Friday, May 15, 2009

A Czar - And A War - By Any Other Name


The Huffington Post led today's brief with a piece by Arianna herself, one that urged the Obama Administration to end America's futile, decades-long War On Drugs and replace it with a system that provided treatment for, rather than criminalization of, non-violent drug users. Huffington noted that it was - cough - high time to halt the epidemic of incarceration (which disproportionately affects visible minorities) and other collateral damage resulting from the government's law-and-order approach.

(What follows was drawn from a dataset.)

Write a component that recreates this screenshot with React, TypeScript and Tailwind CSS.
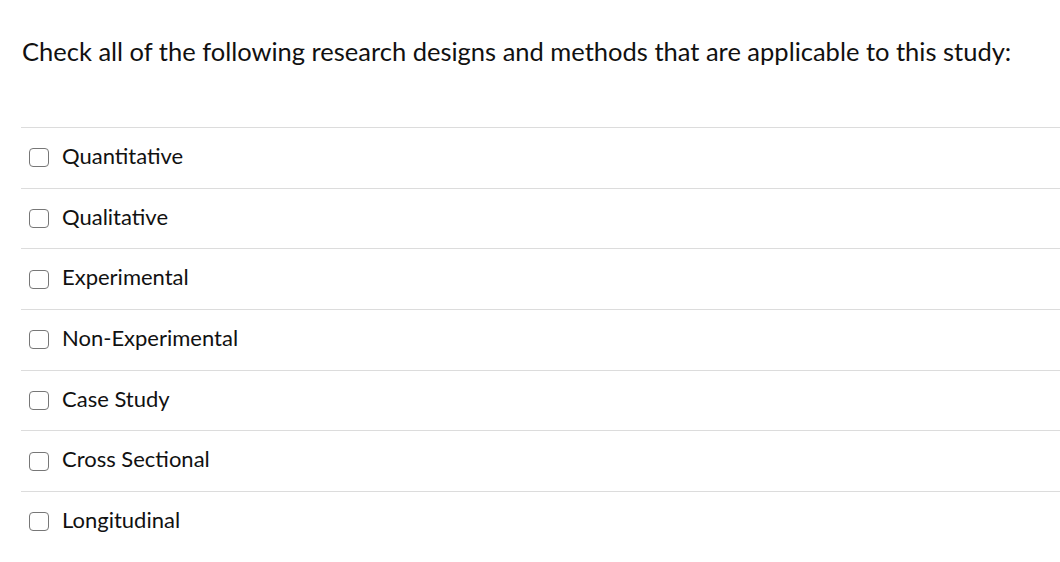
const options = [
  'Quantitative',
  'Qualitative',
  'Experimental',
  'Non-Experimental',
  'Case Study',
  'Cross Sectional',
  'Longitudinal',
];

export default function App() {
  return (
    <div className="w-[1060px] h-[562px] bg-white text-[#111] font-['Lato',sans-serif] overflow-hidden">
      <h1 className="pl-[22px] pt-[35px] text-[25.5px] leading-[32px] font-normal">
        Check all of the following research designs and methods that are applicable to this study:
      </h1>
      <ul className="ml-[21px] mt-[60px]">
        {options.map((o) => (
          <li key={o} className="border-t border-[#dcdcdc] h-[60.7px] flex items-center pl-[8px]">
            <span className="w-[20px] h-[19px] border-[1.5px] border-[#777] rounded-[4px] bg-white" />
            <span className="ml-[13px] text-[22px] leading-[28px] -mt-[4px]">{o}</span>
          </li>
        ))}
      </ul>
    </div>
  );
}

Huffington praised the Obama camp for some of the promising statements it's made in this direction, including an announcement that medical marijuana grow houses would no longer be raided and new drug czar Gil Kerlikowske's proposal to stop using the term "war." She also called the Administration out for its hypocrisy, pointing out that a medical pot dispensary in California had been raided just days after Obama's anti-raid statement and that the Obama budget leaned even more in favour of enforcement - as opposed to prevention - than its predecessors.

Huffington is right to hold the Democrats' feet to the fire, but it's not surprising that Obama has taken tentative steps forward, then retreated. The main enemy in the establishment of a sensible drug policy in the U.S. has always been the lack of political will - it's simply bad politics to talk too loudly of relaxing drug laws, lest a politician be tarred as soft on crime. And there has never been any shortage of politicians to shriek their moral outrage from the opposite side of the issue. It feels to me like Obama's just testing the waters here - floating a few cautiously radical ideas out there like wet fingers into the wind. If these notions are met with a collective shrug from the American populace, look for him to get more aggressive on this issue. If they're rebuked, he's still got a toehold in the status quo and can retreat there without suffering too much political damage.

In this corner, we're hoping for the shrug.